As for the non-Quebec class members, the Court of Appeal held that the preliminary motion was unfounded because it did not concern the representative plaintiff’s individual claim. Rather, it concerned the claims of other putative class members who, by virtue of the class action mechanism, could not yet be considered members of the class given that the class action had not (yet) been authorized.

The Court of Appeal also provided guidance on the timing of preliminary motions contesting the scope of a proposed class based on jurisdiction, finding that such motions should be dealt with at the authorization hearing, but can also be revisited at the common issues stage. The Court held that the same is true for any motions to dismiss the action in favour of arbitration with the goal of limiting the scope of the class.
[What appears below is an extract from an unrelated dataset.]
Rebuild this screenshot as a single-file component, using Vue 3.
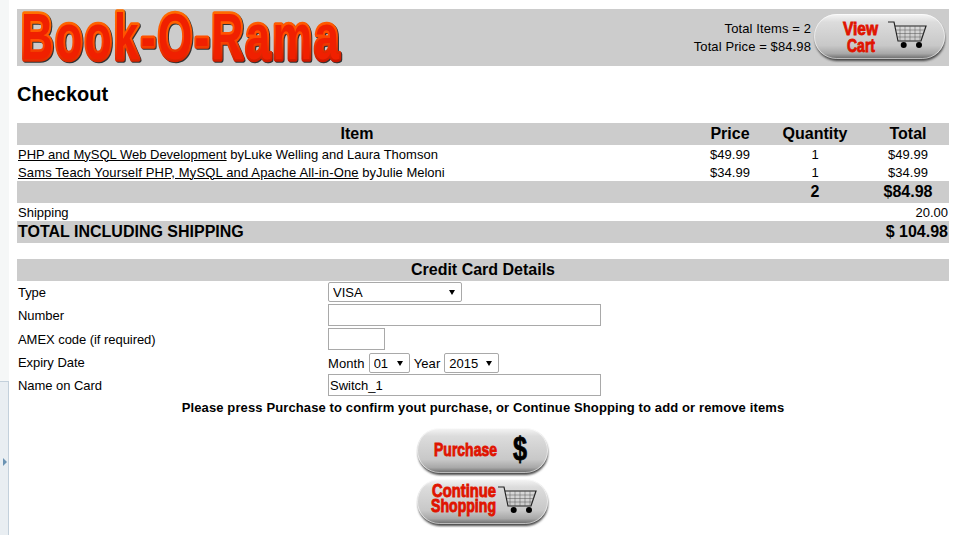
<script setup>
const items = [
  { title: "PHP and MySQL Web Development", author: "Luke Welling and Laura Thomson", price: "$49.99", qty: 1, total: "$49.99" },
  { title: "Sams Teach Yourself PHP, MySQL and Apache All-in-One", author: "Julie Meloni", price: "$34.99", qty: 1, total: "$34.99", wide: true },
];
</script>

<template>
  <div class="side-strip"><div class="side-panel"><span class="side-arrow"></span></div></div>

  <div class="page">
    <svg width="0" height="0" class="defs">
      <defs>
        <linearGradient id="pill" x1="0" y1="0" x2="0" y2="1">
          <stop offset="0" stop-color="#f6f6f6" />
          <stop offset="0.18" stop-color="#dcdcdc" />
          <stop offset="0.7" stop-color="#c8c8c8" />
          <stop offset="0.88" stop-color="#a8a8a8" />
          <stop offset="1" stop-color="#666" />
        </linearGradient>
        <linearGradient id="logoEdge" x1="0" y1="0" x2="0.15" y2="1">
          <stop offset="0" stop-color="#ff8000" />
          <stop offset="0.6" stop-color="#ff4c00" />
          <stop offset="1" stop-color="#c81000" />
        </linearGradient>
        <filter id="soft" x="-5%" y="-10%" width="110%" height="125%">
          <feGaussianBlur stdDeviation="1.2" />
        </filter>
        <g id="pillShape">
          <rect x="2" y="4" width="130" height="44" rx="22" fill="#444" filter="url(#soft)" />
          <rect x="1" y="1" width="131" height="45" rx="22.5" fill="url(#pill)" />
          <rect x="1.5" y="1.5" width="130" height="44" rx="22" fill="none" stroke="#fff" stroke-opacity="0.55" />
        </g>
        <g id="cart" fill="none" stroke="#222">
          <path d="M0 0H6L10 19H33L38 4H6.8" stroke-width="1.2" />
          <path d="M8 8H36.5M9 11.5H35.5M9.6 15H34.5M12 4V19M17 4V19M22 4V19M27 4V19M32 4V19" stroke-width="0.5" stroke="#555" />
          <circle cx="15.7" cy="23" r="3" fill="#000" stroke="none" />
          <circle cx="31" cy="23" r="3" fill="#000" stroke="none" />
        </g>
      </defs>
    </svg>

    <header class="banner">
      <svg class="logo" width="330" height="57" viewBox="0 0 330 57">
        <text class="logo-text" x="4" y="50" textLength="320" lengthAdjust="spacingAndGlyphs">Book-O-Rama</text>
      </svg>
      <div class="cart-summary">
        <div class="cart-count">
          Total Items = 2<br />
          Total Price = $84.98
        </div>
        <svg class="pill-btn" width="134" height="50" viewBox="0 0 134 50">
          <use href="#pillShape" />
          <text class="pill-label" x="30" y="22" font-size="19" textLength="35" lengthAdjust="spacingAndGlyphs">View</text>
          <text class="pill-label" x="34" y="39" font-size="19" textLength="28" lengthAdjust="spacingAndGlyphs">Cart</text>
          <use href="#cart" x="75" y="9" />
        </svg>
      </div>
    </header>

    <h2>Checkout</h2>

    <table class="order">
      <colgroup>
        <col class="col-item" />
        <col class="col-price" />
        <col class="col-qty" />
        <col class="col-total" />
      </colgroup>
      <thead>
        <tr class="band head">
          <th>Item</th>
          <th>Price</th>
          <th>Quantity</th>
          <th>Total</th>
        </tr>
      </thead>
      <tbody>
        <tr v-for="item in items" :key="item.title" class="line">
          <td><a href="#" :class="{ wide: item.wide }">{{ item.title }}</a> by{{ item.author }}</td>
          <td class="mid">{{ item.price }}</td>
          <td class="mid">{{ item.qty }}</td>
          <td class="mid">{{ item.total }}</td>
        </tr>
        <tr class="band head">
          <td></td>
          <td></td>
          <th>2</th>
          <th>$84.98</th>
        </tr>
        <tr class="line">
          <td>Shipping</td>
          <td></td>
          <td></td>
          <td class="end">20.00</td>
        </tr>
        <tr class="band head">
          <th class="start">TOTAL INCLUDING SHIPPING</th>
          <td></td>
          <td></td>
          <th class="end">$ 104.98</th>
        </tr>
      </tbody>
    </table>

    <form class="card" @submit.prevent>
      <div class="band card-title">Credit Card Details</div>
      <div class="card-row">
        <label>Type</label>
        <div><select class="type"><option>VISA</option></select></div>
      </div>
      <div class="card-row tall">
        <label>Number</label>
        <div><input class="long" type="text" /></div>
      </div>
      <div class="card-row tall">
        <label>AMEX code (if required)</label>
        <div><input class="short" type="text" /></div>
      </div>
      <div class="card-row">
        <label>Expiry Date</label>
        <div class="expiry">
          Month
          <select class="month"><option>01</option></select>
          Year
          <select class="year"><option>2015</option></select>
        </div>
      </div>
      <div class="card-row tall">
        <label>Name on Card</label>
        <div><input class="long" type="text" value="Switch_1" /></div>
      </div>
    </form>

    <p class="note">Please press Purchase to confirm yout purchase, or Continue Shopping to add or remove items</p>

    <div class="actions">
      <svg class="pill-btn" width="134" height="50" viewBox="0 0 134 50">
        <use href="#pillShape" />
        <text class="pill-label" x="18" y="29" font-size="19" textLength="63" lengthAdjust="spacingAndGlyphs">Purchase</text>
        <text class="dollar" x="97" y="33" font-size="33" textLength="14" lengthAdjust="spacingAndGlyphs">$</text>
      </svg>
      <svg class="pill-btn" width="134" height="50" viewBox="0 0 134 50">
        <use href="#pillShape" />
        <text class="pill-label" x="16" y="19" font-size="18" textLength="64" lengthAdjust="spacingAndGlyphs">Continue</text>
        <text class="pill-label" x="15" y="34" font-size="18" textLength="65" lengthAdjust="spacingAndGlyphs">Shopping</text>
        <use href="#cart" x="82" y="9" />
      </svg>
    </div>
  </div>
</template>

<style>
body {
  background: #fff;
}
</style>

<style scoped>
.page {
  width: 932px;
  margin-left: 17px;
  padding-top: 9px;
  font-family: "Liberation Sans", Arial, sans-serif;
  font-size: 13px;
  color: #000;
}

.defs {
  position: absolute;
}

.side-strip {
  position: absolute;
  left: 0;
  top: 0;
  width: 9px;
  height: 535px;
  background: #f5f7f7;
}

.side-panel {
  position: absolute;
  left: 0;
  right: 0;
  top: 381px;
  bottom: 0;
  background: #e9eef2;
  border-top: 1px solid #c3d0db;
  border-right: 1px solid #c3d0db;
}

.side-arrow {
  position: absolute;
  left: 3px;
  top: 76px;
  border-left: 4px solid #6b93b3;
  border-top: 4px solid transparent;
  border-bottom: 4px solid transparent;
}

.band {
  background: #ccc;
}

.banner {
  height: 57px;
  display: flex;
  justify-content: space-between;
  background: #ccc;
}

.logo {
  display: block;
}

.logo-text {
  font-family: "Liberation Sans", sans-serif;
  font-weight: 700;
  font-size: 65px;
  letter-spacing: 3px;
  fill: #f02000;
  stroke: url(#logoEdge);
  stroke-width: 5.5px;
  stroke-linejoin: round;
  paint-order: stroke;
  filter: drop-shadow(1.5px 1.5px 0.7px #333);
}

.cart-summary {
  display: flex;
  align-items: center;
  padding-right: 2px;
  gap: 2px;
}

.cart-count {
  text-align: right;
  line-height: 18px;
  letter-spacing: 0.1px;
}

.pill-btn {
  display: block;
}

.pill-label {
  font-family: "Liberation Sans", sans-serif;
  font-weight: 700;
  fill: #e01400;
  stroke: #e01400;
  stroke-width: 0.9px;
}

.dollar {
  font-family: "Liberation Sans", sans-serif;
  font-weight: 700;
  fill: #000;
  stroke: #000;
  stroke-width: 0.8px;
}

h2 {
  margin: 16px 0 17px;
  font-size: 20px;
  line-height: 24px;
  font-weight: 700;
}

.order {
  width: 932px;
  table-layout: fixed;
  border-collapse: collapse;
}

.col-item {
  width: 680px;
}

.col-price {
  width: 66px;
}

.col-qty {
  width: 104px;
}

.col-total {
  width: 82px;
}

.order th,
.order td {
  padding: 0 1px;
}

.head {
  height: 22px;
  font-size: 16px;
}

.line {
  height: 18px;
}

.mid {
  text-align: center;
}

.order .end {
  text-align: right;
}

.order .start {
  text-align: left;
}

a {
  color: inherit;
  text-decoration: underline;
}

a.wide {
  letter-spacing: 0.15px;
}

.card {
  margin-top: 16px;
}

.card-title {
  height: 22px;
  line-height: 22px;
  text-align: center;
  font-size: 16px;
  font-weight: 700;
}

.card-row {
  display: grid;
  grid-template-columns: 310px 1fr;
  align-items: center;
  height: 22px;
  padding-left: 1px;
}

.card-row.tall {
  height: 24px;
}

.card-row label {
  letter-spacing: -0.05px;
}

.card-row > div {
  display: flex;
  align-items: center;
  gap: 3px;
}

.card-row > .expiry {
  padding-top: 2px;
  gap: 4px;
  letter-spacing: 0.1px;
}

select,
input {
  box-sizing: border-box;
  font-family: "Liberation Sans", Arial, sans-serif;
  font-size: 13px;
  color: #000;
  border: 1px solid #a9a9a9;
  margin: 0;
}

input {
  height: 22px;
  padding: 1px;
  background: #fff;
}

select {
  appearance: none;
  height: 20px;
  padding: 0 0 0 4px;
  border-radius: 2px;
  background: #fff url("data:image/svg+xml,%3Csvg xmlns='http://www.w3.org/2000/svg' width='6' height='5'%3E%3Cpath d='M0 0H6L3 5Z' fill='%23000'/%3E%3C/svg%3E") no-repeat right 6px center;
}

.type {
  width: 134px;
}

.long {
  width: 273px;
}

.short {
  width: 57px;
}

.month {
  width: 41px;
}

.year {
  width: 55px;
}

.note {
  margin: 0;
  padding-top: 2px;
  line-height: 18px;
  text-align: center;
  font-weight: 700;
  letter-spacing: 0.12px;
}

.actions {
  display: flex;
  flex-direction: column;
  align-items: center;
  gap: 1px;
  margin-top: 10px;
}
</style>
However, the Court also recognized that it remains appropriate for the Superior Court to consider and determine preliminary motions challenging the Court’s jurisdiction prior to the authorization stage in cases that “necessarily concern either the representative plaintiff’s individual claim or all of the individual claims”, including that of the representative plaintiff.

Looking Forward

Key takeaways from the Bourgeois decision are that jurisdictional arguments aimed at challenging the scope of a proposed class should be dealt with at the authorization hearing.

That being said, it remains appropriate for motions aimed at contesting the Superior Court of Quebec's jurisdiction to be presented prior to the authorization hearing if these motions concern the individual claims of all class members (for example, where an enforceable arbitration clause applies to the dispute at issue) or that of the representative plaintiff (for example, in a situation where the representative plaintiff does not meet the prima facie burden of proof of demonstrating the application of the connecting factors in article 3148 of the Civil Code of Québec).